STATED GOAL — Exclude the pictures and return every line exactly as written.

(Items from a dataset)
● ● ● ● ● ● ●
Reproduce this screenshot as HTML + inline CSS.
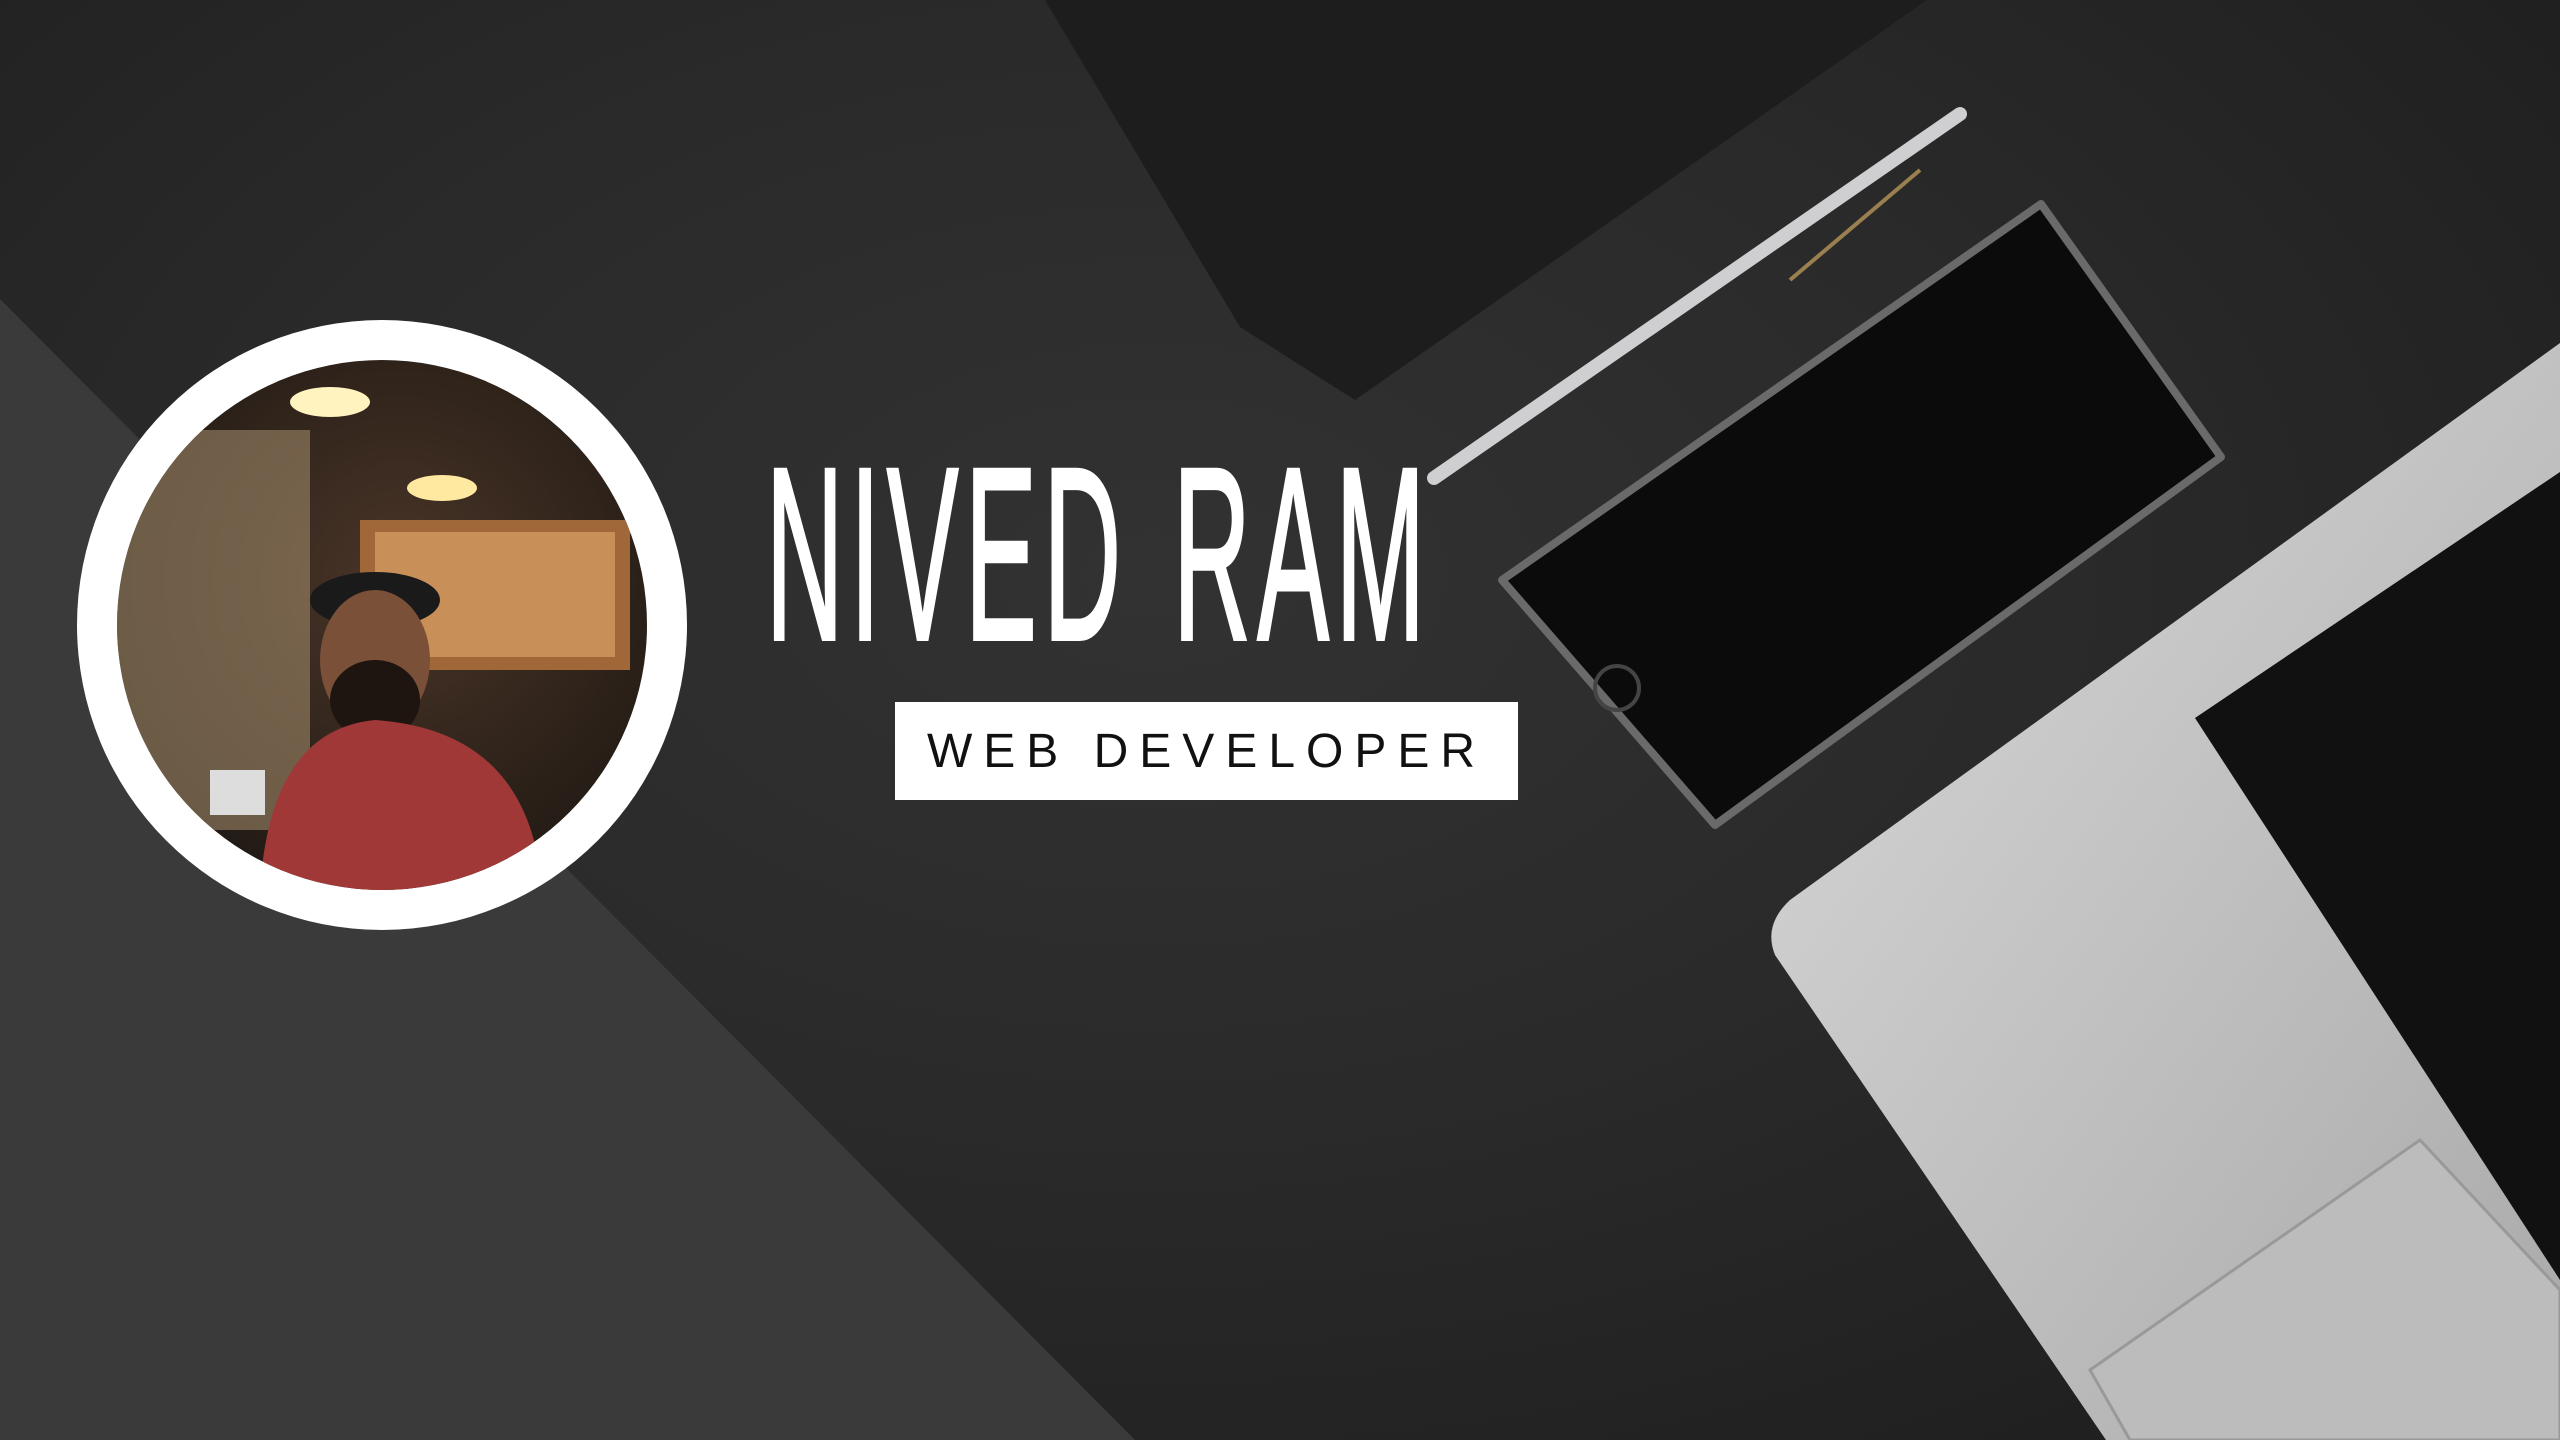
<!DOCTYPE html>
<html><head><meta charset="utf-8"><style>
html,body{margin:0;padding:0}
body{width:2560px;height:1440px;overflow:hidden;position:relative;background:radial-gradient(ellipse at 45% 40%,#323232 0%,#2a2a2a 45%,#1c1c1c 100%);font-family:"Liberation Sans",sans-serif}
svg{position:absolute;left:0;top:0}
.title{position:absolute;left:766px;top:432px;font-size:246px;color:#fff;-webkit-text-stroke:4px #fff;white-space:nowrap;transform:scaleX(0.435);transform-origin:left top;line-height:1;letter-spacing:16px;word-spacing:20px}
.box{position:absolute;left:895px;top:702px;width:623px;height:98px;background:#fff;color:#111;font-size:48px;letter-spacing:11px;text-align:center;line-height:100px}
</style></head><body>
<svg width="2560" height="1440" viewBox="0 0 2560 1440">
<defs>
<linearGradient id="lap" x1="0" y1="0" x2="1" y2="1"><stop offset="0" stop-color="#dadada"/><stop offset="1" stop-color="#a9a9a9"/></linearGradient>
<radialGradient id="ph" cx="0.5" cy="0.4" r="0.7"><stop offset="0" stop-color="#4a3528"/><stop offset="0.6" stop-color="#2a2018"/><stop offset="1" stop-color="#151210"/></radialGradient>
<clipPath id="c"><circle cx="382" cy="625" r="265"/></clipPath>
</defs>
<polygon points="1045,0 1927,0 1355,400 1240,327" fill="#1d1d1d"/>
<line x1="1434" y1="478" x2="1960" y2="114" stroke="#cfcfd2" stroke-width="14" stroke-linecap="round"/>
<line x1="1790" y1="280" x2="1920" y2="170" stroke="#9a8050" stroke-width="4"/>
<polygon points="2041,204 2221,457 1715,825 1502,580" fill="#0b0b0b" stroke="#6a6a6a" stroke-width="8" stroke-linejoin="round"/>
<circle cx="1617" cy="688" r="22" fill="none" stroke="#444" stroke-width="4"/>
<path d="M1790,900 Q1763,925 1775,955 L2106,1440 L2560,1440 L2560,343 Z" fill="url(#lap)"/>
<polygon points="2195,718 2560,472 2560,1280" fill="#111"/>
<polygon points="2090,1370 2420,1140 2560,1290 2560,1440 2130,1440" fill="#bcbcbc" stroke="#999" stroke-width="3"/>
<polygon points="0,299 1135,1440 0,1440" fill="#3a3a3a"/>
<circle cx="382" cy="625" r="305" fill="#fff"/>
<g clip-path="url(#c)">
<rect x="100" y="340" width="600" height="600" fill="url(#ph)"/>
<rect x="110" y="430" width="200" height="400" fill="#a89070" opacity="0.55"/>
<rect x="360" y="520" width="270" height="150" fill="#a06838"/>
<rect x="375" y="532" width="240" height="125" fill="#c89058"/>
<ellipse cx="330" cy="402" rx="40" ry="15" fill="#fff3c0"/>
<ellipse cx="442" cy="488" rx="35" ry="13" fill="#ffe8a0"/>
<ellipse cx="375" cy="600" rx="65" ry="28" fill="#1a1a1a"/>
<ellipse cx="375" cy="660" rx="55" ry="70" fill="#7a5038"/>
<ellipse cx="375" cy="700" rx="45" ry="40" fill="#1e1410"/>
<path d="M260,890 Q270,730 375,720 Q520,730 540,870 L540,940 L260,940 Z" fill="#a03838"/>
<rect x="210" y="770" width="55" height="45" fill="#ddd"/>
</g>
</svg>
<div class="title">NIVED RAM</div>
<div class="box">WEB DEVELOPER</div>
</body></html>
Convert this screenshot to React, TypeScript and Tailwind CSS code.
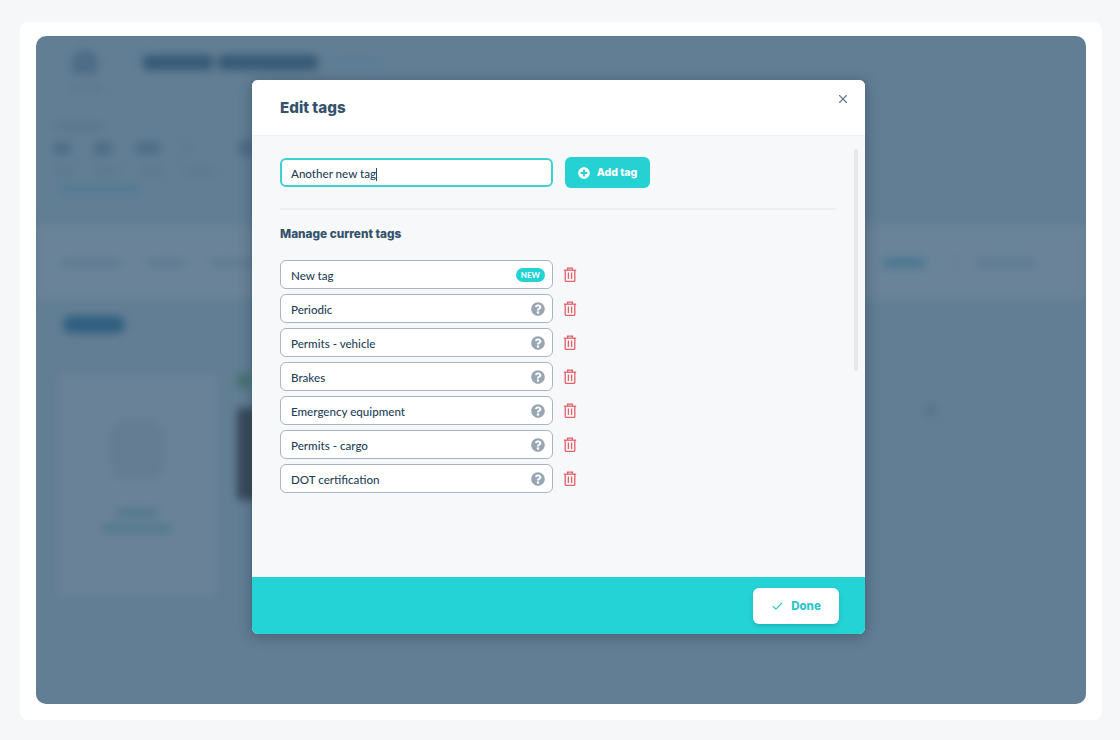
● ● ● ● ● ● ●
TASK OUTPUT —
Reproduce this screenshot as HTML + inline CSS.
<!DOCTYPE html>
<html><head><meta charset="utf-8"><style>
html,body{margin:0;padding:0}
body{width:2560px;height:1440px;overflow:hidden;position:relative;background:radial-gradient(ellipse at 45% 40%,#323232 0%,#2a2a2a 45%,#1c1c1c 100%);font-family:"Liberation Sans",sans-serif}
svg{position:absolute;left:0;top:0}
.title{position:absolute;left:766px;top:432px;font-size:246px;color:#fff;-webkit-text-stroke:4px #fff;white-space:nowrap;transform:scaleX(0.435);transform-origin:left top;line-height:1;letter-spacing:16px;word-spacing:20px}
.box{position:absolute;left:895px;top:702px;width:623px;height:98px;background:#fff;color:#111;font-size:48px;letter-spacing:11px;text-align:center;line-height:100px}
</style></head><body>
<svg width="2560" height="1440" viewBox="0 0 2560 1440">
<defs>
<linearGradient id="lap" x1="0" y1="0" x2="1" y2="1"><stop offset="0" stop-color="#dadada"/><stop offset="1" stop-color="#a9a9a9"/></linearGradient>
<radialGradient id="ph" cx="0.5" cy="0.4" r="0.7"><stop offset="0" stop-color="#4a3528"/><stop offset="0.6" stop-color="#2a2018"/><stop offset="1" stop-color="#151210"/></radialGradient>
<clipPath id="c"><circle cx="382" cy="625" r="265"/></clipPath>
</defs>
<polygon points="1045,0 1927,0 1355,400 1240,327" fill="#1d1d1d"/>
<line x1="1434" y1="478" x2="1960" y2="114" stroke="#cfcfd2" stroke-width="14" stroke-linecap="round"/>
<line x1="1790" y1="280" x2="1920" y2="170" stroke="#9a8050" stroke-width="4"/>
<polygon points="2041,204 2221,457 1715,825 1502,580" fill="#0b0b0b" stroke="#6a6a6a" stroke-width="8" stroke-linejoin="round"/>
<circle cx="1617" cy="688" r="22" fill="none" stroke="#444" stroke-width="4"/>
<path d="M1790,900 Q1763,925 1775,955 L2106,1440 L2560,1440 L2560,343 Z" fill="url(#lap)"/>
<polygon points="2195,718 2560,472 2560,1280" fill="#111"/>
<polygon points="2090,1370 2420,1140 2560,1290 2560,1440 2130,1440" fill="#bcbcbc" stroke="#999" stroke-width="3"/>
<polygon points="0,299 1135,1440 0,1440" fill="#3a3a3a"/>
<circle cx="382" cy="625" r="305" fill="#fff"/>
<g clip-path="url(#c)">
<rect x="100" y="340" width="600" height="600" fill="url(#ph)"/>
<rect x="110" y="430" width="200" height="400" fill="#a89070" opacity="0.55"/>
<rect x="360" y="520" width="270" height="150" fill="#a06838"/>
<rect x="375" y="532" width="240" height="125" fill="#c89058"/>
<ellipse cx="330" cy="402" rx="40" ry="15" fill="#fff3c0"/>
<ellipse cx="442" cy="488" rx="35" ry="13" fill="#ffe8a0"/>
<ellipse cx="375" cy="600" rx="65" ry="28" fill="#1a1a1a"/>
<ellipse cx="375" cy="660" rx="55" ry="70" fill="#7a5038"/>
<ellipse cx="375" cy="700" rx="45" ry="40" fill="#1e1410"/>
<path d="M260,890 Q270,730 375,720 Q520,730 540,870 L540,940 L260,940 Z" fill="#a03838"/>
<rect x="210" y="770" width="55" height="45" fill="#ddd"/>
</g>
</svg>
<div class="title">NIVED RAM</div>
<div class="box">WEB DEVELOPER</div>
</body></html>
Convert this screenshot to React, TypeScript and Tailwind CSS code.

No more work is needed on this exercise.